## Data provided
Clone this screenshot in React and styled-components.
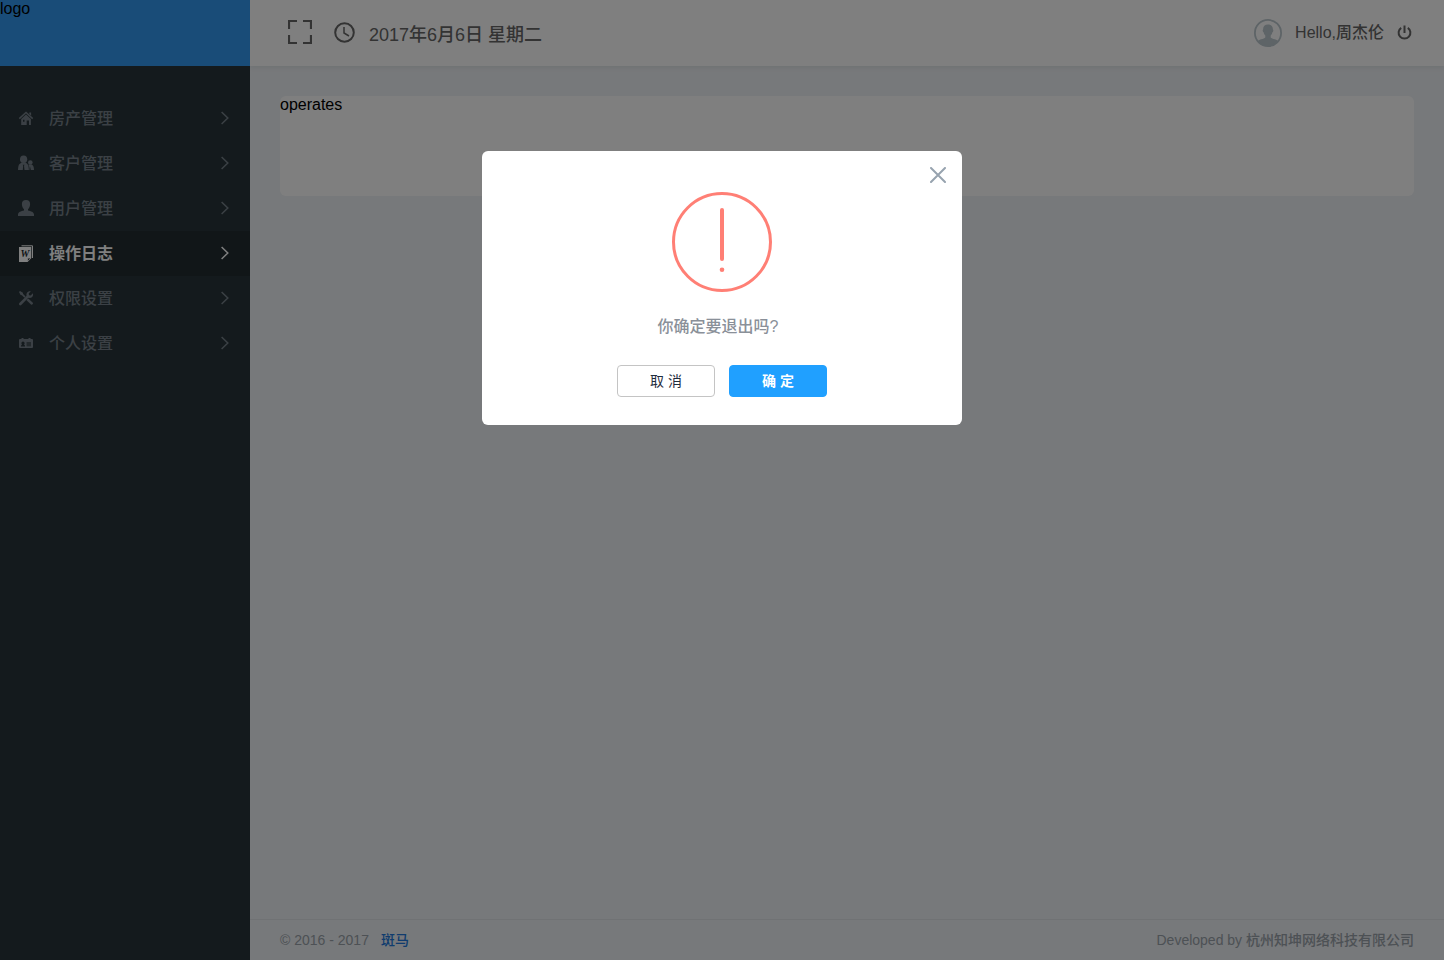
import React, { useState } from "react";
import styled, { createGlobalStyle } from "styled-components";

const GlobalStyle = createGlobalStyle`
  *, *::before, *::after { box-sizing: border-box; }
  body {
    margin: 0;
    font-family: "Liberation Sans", "Noto Sans CJK SC", sans-serif;
    font-size: 16px;
    line-height: 18px;
    color: #000;
    background: #eff2f6;
  }
  button { font: inherit; cursor: pointer; }
  svg { display: block; flex: none; }
`;

const Layout = styled.div`
  display: flex;
  min-height: 100vh;
`;

const Sidebar = styled.aside`
  flex: none;
  width: 250px;
  background: #29353a;
`;

const Logo = styled.div`
  height: 66px;
  background: #3299f0;
`;

const Menu = styled.nav`
  display: flex;
  flex-direction: column;
  padding-top: 30px;
`;

const MenuItem = styled.a`
  display: flex;
  align-items: center;
  gap: 15px;
  height: 45px;
  padding: 0 21px 1px 18px;
  text-decoration: none;
  color: ${(p) => (p.$active ? "#fff" : "#76818a")};
  font-weight: ${(p) => (p.$active ? 700 : 500)};
  background: ${(p) => (p.$active ? "#222c30" : "transparent")};
`;

const MenuLabel = styled.span`
  flex: 1;
  padding-top: 2px;
`;

const Main = styled.div`
  display: flex;
  flex: 1;
  flex-direction: column;
  min-width: 0;
`;

const Header = styled.header`
  display: flex;
  align-items: center;
  justify-content: space-between;
  height: 66px;
  padding: 0 32px 0 38px;
  color: #666;
  font-weight: 500;
  background: #fff;
  box-shadow: 0 2px 4px #dfe5e8;
  clip-path: inset(0 0 -8px 0);
`;

const HeaderGroup = styled.div`
  display: flex;
  align-items: center;
  gap: ${(p) => p.$gap}px;
`;

const HeaderTools = styled(HeaderGroup)`
  padding-bottom: 2px;
`;

const IconButton = styled.button`
  display: flex;
  padding: 0;
  border: 0;
  color: inherit;
  background: none;
`;

const DateText = styled.time`
  padding-top: 6px;
  font-size: 18px;
  line-height: 22px;
`;

const Content = styled.main`
  flex: 1;
  padding: 30px;
`;

const Card = styled.section`
  min-height: 100px;
  border-radius: 6px;
  background: #fff;
`;

const Footer = styled.footer`
  display: flex;
  align-items: center;
  justify-content: space-between;
  height: 41px;
  padding: 0 30px;
  border-top: 1px solid #e0e4e8;
  font-size: 14px;
  font-weight: 500;
  color: #9aa3aa;
`;

const FooterLink = styled.a`
  margin-left: 12px;
  color: #2078dc;
  text-decoration: none;
`;

const Backdrop = styled.div`
  position: fixed;
  inset: 0;
  display: flex;
  align-items: flex-start;
  justify-content: center;
  padding-top: 151px;
  background: rgba(0, 0, 0, 0.5);
`;

const Dialog = styled.div`
  display: flex;
  flex-direction: column;
  width: 480px;
  padding: 16px 16px 28px;
  border-radius: 6px;
  background: #fff;
`;

const CloseButton = styled(IconButton)`
  align-self: flex-end;
  color: #97a3af;
`;

const DialogBody = styled.div`
  display: flex;
  flex-direction: column;
  align-items: center;
  padding-top: 9px;
`;

const Message = styled.p`
  margin: 0;
  padding: 25px 8px 28px 0;
  line-height: 20px;
  font-weight: 500;
  color: #8a9099;
`;

const Actions = styled.div`
  display: flex;
  gap: 14px;
`;

const ActionButton = styled.button`
  width: 98px;
  height: 32px;
  padding: 0;
  border: 1px solid ${(p) => (p.$primary ? "#20a0ff" : "#c4c4c4")};
  border-radius: 4px;
  font-size: 14px;
  font-weight: ${(p) => (p.$primary ? 700 : 400)};
  color: ${(p) => (p.$primary ? "#fff" : "#1f2d3d")};
  background: ${(p) => (p.$primary ? "#20a0ff" : "#fff")};
`;

const MenuGlyph = ({ children }) => (
  <svg width="16" height="16" viewBox="0 0 16 16" fill="currentColor" overflow="visible" aria-hidden="true">
    {children}
  </svg>
);

const HomeIcon = () => (
  <MenuGlyph>
    <path d="M1.3 8.6 8 2.5l6.700 6.100" fill="none" stroke="currentColor" strokeWidth="1.500" />
    <path d="M11.300 2.500h1.800v3.300l-1.800-1.700z" />
    <path fillRule="evenodd" d="M8 4.600 12.900 9v6H11v-4.600H8.700V15H3.200V9zM5 9.800v2h1.500v-2z" />
  </MenuGlyph>
);

const ClientsIcon = () => (
  <MenuGlyph>
    <ellipse cx="5.6" cy="4.3" rx="3.6" ry="3.8" />
    <circle cx="12.300" cy="7.500" r="2.300" />
    <path d="M3.600 7.500 1.300 9.200Q.2 10.300 0 15h4.800l.4-4.200-.5-1h1.800l-.5 1 .5 4.200h4.400c-.2-3.500-.4-5.200-1.800-6.200L7.700 7.500z" />
    <path d="M11 9.500h2.600c1.800.7 2.400 2.600 2.400 5.500h-3.200l-.4-3.600-.4 3.600h-.4c-.1-2.400-.2-3.900-1.200-5z" />
  </MenuGlyph>
);

const UserIcon = () => (
  <MenuGlyph>
    <path d="M8 0c2.700 0 4.100 1.500 4.100 4.100 0 2.200-.8 4.100-2.100 5.100v1.300c2.800.8 6 1.500 6 4V16H0v-1.500c0-2.500 3.200-3.200 6-4V9.200C4.700 8.200 3.900 6.300 3.900 4.100 3.900 1.500 5.300 0 8 0z" />
  </MenuGlyph>
);

const LogIcon = () => (
  <MenuGlyph>
    <path d="M3.500 .8h11v12.200" fill="none" stroke="currentColor" strokeWidth="1" />
    <path d="M1 2h12.300v10.800L9.300 17H1z" />
    <path d="M9.600 16.600v-3.500h3.400z" fill="#222c30" stroke="currentColor" strokeWidth=".8" />
    <text x="6.900" y="11.800" textAnchor="middle" fontFamily="Liberation Serif, serif" fontSize="10" fontStyle="italic" fontWeight="700" fill="#222c30">W</text>
  </MenuGlyph>
);

const ToolsIcon = () => (
  <MenuGlyph>
    <path d="m2.300 14 7.600-7.600" stroke="currentColor" strokeWidth="2.600" strokeLinecap="round" />
    <path d="M12.900 1.300 10.700 3.500l.3 1.700 1.700.3 2.200-2.200c.5 2-.1 3.500-1.400 4.300-1.300.7-2.800.4-4-.4-1.200-1.400-1.400-3-.6-4.300.8-1.300 2.300-2 4-1.600z" />
    <path d="m1 2.100 1-1 2.900 1.700.2 1.300 2.500 2.500-1.200 1.200-2.500-2.500-1.300-.2z" />
    <path d="m9.300 9.200 1-.8 4.500 4.300c.8.900-.9 2.700-1.800 1.900L8.500 10.200z" />
  </MenuGlyph>
);

const ProfileIcon = () => (
  <MenuGlyph>
    <path fillRule="evenodd" d="M2 3.900h1.500V3h2v.9h5V3h2v.9H14q1 0 1 1V12q0 1-1 1H2q-1 0-1-1V4.900q0-1 1-1zM3 10.600v.8h4v-.8L6 9.700q.7-.7.600-1.700Q6.500 6.500 5 6.500T3.400 8Q3.400 9 4 9.700zM8.700 7v4.300H13V7z" />
    <path d="M8.700 7H13v4.300H8.700z" opacity=".4" />
  </MenuGlyph>
);

const ChevronIcon = () => (
  <svg width="8" height="14" viewBox="0 0 8 14" fill="none" stroke="currentColor" strokeWidth="1.500" aria-hidden="true">
    <path d="m.6 1 6.200 6-6.200 6" />
  </svg>
);

const FullscreenIcon = () => (
  <svg width="24" height="24" viewBox="0 0 24 24" fill="none" stroke="currentColor" strokeWidth="2.200" aria-hidden="true">
    <path d="M1 9V1h8M15 1h8v8M23 15v8h-8M9 23H1v-8" />
  </svg>
);

const ClockIcon = () => (
  <svg width="21" height="21" viewBox="0 0 21 21" fill="none" stroke="currentColor" aria-hidden="true">
    <circle cx="10.500" cy="10.500" r="9.300" strokeWidth="2" />
    <path d="M10 5v6l5 3" strokeWidth="1.500" />
  </svg>
);

const Avatar = () => (
  <svg width="28" height="28" viewBox="0 0 28 28" role="img" aria-label="周杰伦">
    <clipPath id="avatar-disc"><circle cx="14" cy="14" r="13" /></clipPath>
    <g clipPath="url(#avatar-disc)" fill="#bcc8ce">
      <path d="M14 5.500c3.300 0 5 2 4.900 5 .7.300.5 2.300-.5 2.800-.3 1.500-.9 2.500-1.700 3.200v2c1 1.700 7.300 1.500 8.500 5V28H2.800v-4.500c1.200-3.500 7.500-3.300 8.500-5v-2c-.8-.7-1.400-1.700-1.700-3.200-1-.5-1.200-2.500-.5-2.800-.1-3 1.600-5 4.900-5z" />
    </g>
    <circle cx="14" cy="14" r="13.100" fill="none" stroke="#bcc8ce" strokeWidth="1.800" />
  </svg>
);

const PowerIcon = () => (
  <svg width="15" height="16" viewBox="0 0 15 16" fill="none" stroke="currentColor" strokeWidth="2" aria-hidden="true">
    <path d="M7.500 .5v7.500M4.200 2.800a5.900 5.900 0 1 0 6.600 0" />
  </svg>
);

const CloseIcon = () => (
  <svg width="16" height="16" viewBox="0 0 16 16" fill="none" stroke="currentColor" strokeWidth="2" strokeLinecap="round" aria-hidden="true">
    <path d="m1 1 14 14M15 1 1 15" />
  </svg>
);

const WarningIcon = () => (
  <svg width="100" height="100" viewBox="0 0 100 100" fill="none" stroke="#ff7f75" aria-hidden="true">
    <circle cx="50" cy="50" r="48.500" strokeWidth="3" />
    <path d="M50 18v49" strokeWidth="4" strokeLinecap="round" />
    <circle cx="50" cy="77.700" r="2.300" fill="#ff7f75" stroke="none" />
  </svg>
);

const menu = [
  { label: "房产管理", href: "#houses", Icon: HomeIcon },
  { label: "客户管理", href: "#customers", Icon: ClientsIcon },
  { label: "用户管理", href: "#users", Icon: UserIcon },
  { label: "操作日志", href: "#operates", Icon: LogIcon, active: true },
  { label: "权限设置", href: "#permissions", Icon: ToolsIcon },
  { label: "个人设置", href: "#profile", Icon: ProfileIcon },
];

export default function App() {
  const [confirming, setConfirming] = useState(true);
  const close = () => setConfirming(false);

  return (
    <>
      <GlobalStyle />
      <Layout>
        <Sidebar>
          <Logo>logo</Logo>
          <Menu>
            {menu.map(({ label, href, Icon, active }) => (
              <MenuItem key={href} href={href} $active={active} aria-current={active ? "page" : undefined}>
                <Icon />
                <MenuLabel>{label}</MenuLabel>
                <ChevronIcon />
              </MenuItem>
            ))}
          </Menu>
        </Sidebar>
        <Main>
          <Header>
            <HeaderTools $gap={22}>
              <IconButton type="button" aria-label="全屏"><FullscreenIcon /></IconButton>
              <HeaderGroup $gap={14}>
                <ClockIcon />
                <DateText dateTime="2017-06-06">2017年6月6日 星期二</DateText>
              </HeaderGroup>
            </HeaderTools>
            <HeaderGroup $gap={13}>
              <Avatar />
              <span>Hello,周杰伦</span>
              <IconButton type="button" aria-label="退出" onClick={() => setConfirming(true)}><PowerIcon /></IconButton>
            </HeaderGroup>
          </Header>
          <Content>
            <Card>operates</Card>
          </Content>
          <Footer>
            <span>© 2016 - 2017<FooterLink href="#home">斑马</FooterLink></span>
            <span>Developed by 杭州知坤网络科技有限公司</span>
          </Footer>
        </Main>
      </Layout>
      {confirming && (
        <Backdrop>
          <Dialog role="dialog" aria-modal="true" aria-labelledby="confirm-message">
            <CloseButton type="button" aria-label="关闭" onClick={close}><CloseIcon /></CloseButton>
            <DialogBody>
              <WarningIcon />
              <Message id="confirm-message">你确定要退出吗?</Message>
              <Actions>
                <ActionButton type="button" onClick={close}>取 消</ActionButton>
                <ActionButton type="button" $primary onClick={close}>确 定</ActionButton>
              </Actions>
            </DialogBody>
          </Dialog>
        </Backdrop>
      )}
    </>
  );
}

## The request
Determine the number of lines in the listing that contain the string "React". Write that number and nothing else.

## Correct response
2